Reporter TVN24 zwracał uwagę, że na przykład kampanię eurodeputowanego PiS Grzegorza Tobiszowskiego, byłego ministra energii, finansowały osoby, które on sam mianował na stanowiska. - Jeżeli cokolwiek w tej sprawie byłoby niezgodne z prawem, dawno byłaby reakcja w tej sprawie. Więc jeżeli państwo uważają, że to niezgodne z prawem, to proszę reagować, nie robić z tego wielkiej awantury - odparł Buda. I dodał: - Nie znam sprawy w szczegółach.
Motyka: Kaczyński robi wszystko, żeby w tych spółkach zasiadali jego partyjni nominaci
Rzecznik Polskiego Stronnictwa Ludowego Miłosz Motyka nawiązał tymczasem do projektu ustawy autorstwa PiS, który przewidywał, że odwołanie kierownictwa pięciu państwowych spółek o strategicznym znaczeniu dla bezpieczeństwa państwa i regionu: PERN, Orlen, PSE, Gaz-System, Polfa Tarchomin, może nastąpić wyłącznie po uzyskaniu pozytywnej opinii tzw. rady do spraw bezpieczeństwa strategicznego. Rada miała być w większości powoływana przez Sejm na sześcioletnią kadencję. Jednak po dwóch dniach od złożenia dokumentu w Sejmie, PiS wycofał się ze swoich propozycji.
>> PiS wycofał się z pomysłu "betonowania" spółek. Słusznie? Sasin: można na ten temat dyskutować <<
- Poziom absurdu ustawy, tak naprawdę ustawy betonującej PiS-owców w spółkach Skarbu Państwa, poziom ich odklejenia od rzeczywistości już wywalił ponad skalę. Oni się tak przyzwyczaili do dojenia państwowych posad, oni się tak przyzwyczaili do dojenia państwa i do łożenia na swoją partię, która im te stołki zagwarantowała, że oni chcą sobie to zagwarantować na wieczne nigdy - mówił rzecznik PSL.

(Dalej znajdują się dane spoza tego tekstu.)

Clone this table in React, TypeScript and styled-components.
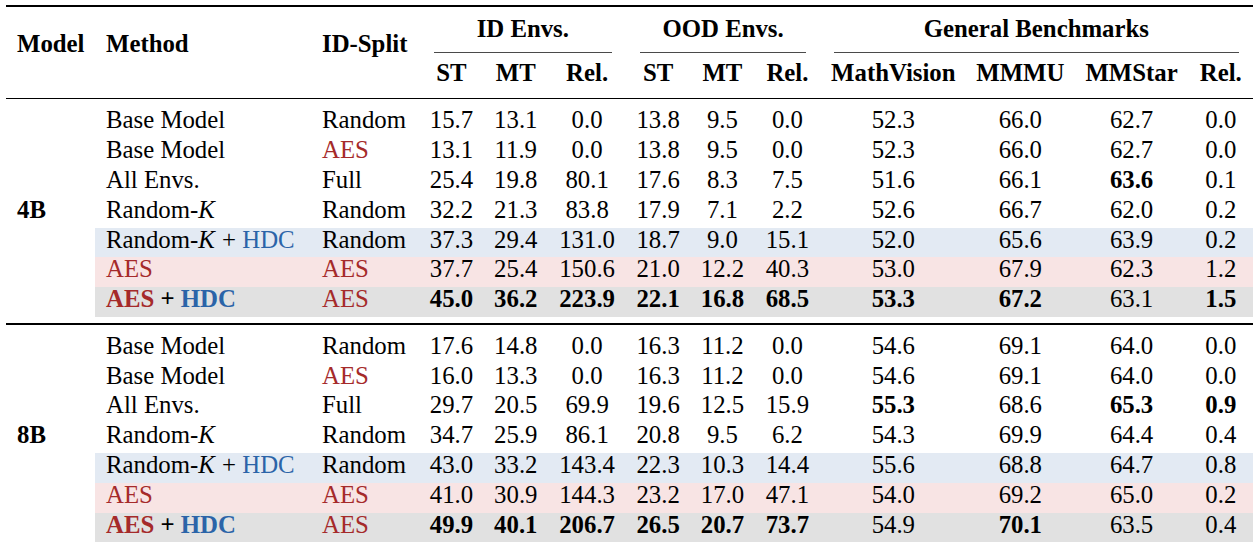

Według niego "Jarosław Kaczyńskie wie, że zbliża się koniec jego rządzenia, dlatego robi wszystko, żeby w tych spółkach zasiadali jego partyjni nominaci, żeby on mógł przetrwać, żeby oni w kolejnych latach funkcjonowania na tych partyjnych posadach mogli dalej doić i przesuwać te środki na prezesa Kaczyńskiego i jego partię".